What Is the Dividend Payout Ratio? Assessing Dividend Sustainability
The dividend payout ratio shows how much of its profit a company uses to pay dividends. We explain how to calculate it, why a too-high ratio is concerning, and how to use it to assess dividend sustainability.
A high dividend — but is it sustainable?
When dividend investing, a more important question than "how high is the dividend" is: is this dividend sustainable? A company paying a generous but unsustainable dividend can cut it at any time. The metric that helps you assess this is the dividend payout ratio.
What the dividend payout ratio is
The dividend payout ratio shows how much of its profit a company uses to pay dividends to shareholders:
Payout ratio = Dividends paid / Net profit × 100%
Example: a 40% ratio means the company uses 40% of profit to pay dividends, retaining 60% to reinvest.
The portion of profit not paid as dividends (called retained earnings) is usually used to expand the business, repay debt, or build reserves.
Reading the dividend payout ratio
- Low to moderate ratio (e.g., 30–50%): usually healthy. The company pays dividends while retaining enough profit to reinvest and stay defensive. The dividend has plenty of room to be maintained even if profit drops.
- High ratio (e.g., over 80%): the company uses most of its profit on dividends. This can be concerning: little room to reinvest, and if profit drops, the dividend is easily cut.
- Ratio over 100%: the company pays more in dividends than it earns — a major warning sign. This dividend is unsustainable, taken from reserves or borrowing, and cannot last.
Why a too-high ratio is concerning
An attractive dividend yield is meaningless if the dividend gets cut. A too-high payout ratio signals:
- The company is "squeezing" profit to maintain the dividend, perhaps to prop up the share price.

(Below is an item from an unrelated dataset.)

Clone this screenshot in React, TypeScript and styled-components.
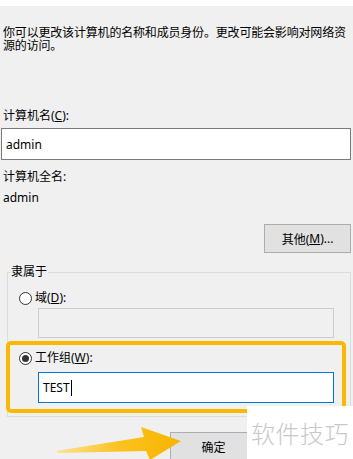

- Little left to reinvest for future growth.
- High risk of a dividend cut if results worsen — and a dividend cut usually drags the share price down sharply.
Balance: lower is not automatically better
A low payout ratio is not automatically "better." It depends on the type of company:
- Mature companies (few growth opportunities) paying a higher ratio is reasonable — because retaining a lot would not have good places to invest.
- Growth companies should retain more (low ratio or no dividend) to reinvest in expansion (see value vs growth investing).
So judge the payout ratio in the context of the industry and the company''s development stage.
How to use it when picking dividend stocks
- Look for sustainable dividends, not just high ones: a reasonable payout ratio + stable profit.
- Check cash flow: a dividend paid from real cash flow is more sustainable than one "borrowed to pay."
- Be wary of ratios over 80–100%, especially if profit is declining.
- Look at dividend history: a company that maintains/raises its dividend consistently over years is usually more reliable.
Conclusion
The dividend payout ratio shows how much of its profit a company uses for dividends — the key to assessing dividend sustainability. A moderate ratio is usually healthy; a too-high ratio (especially over 100%) is a warning. Do not just chase high dividends — chase sustainable ones.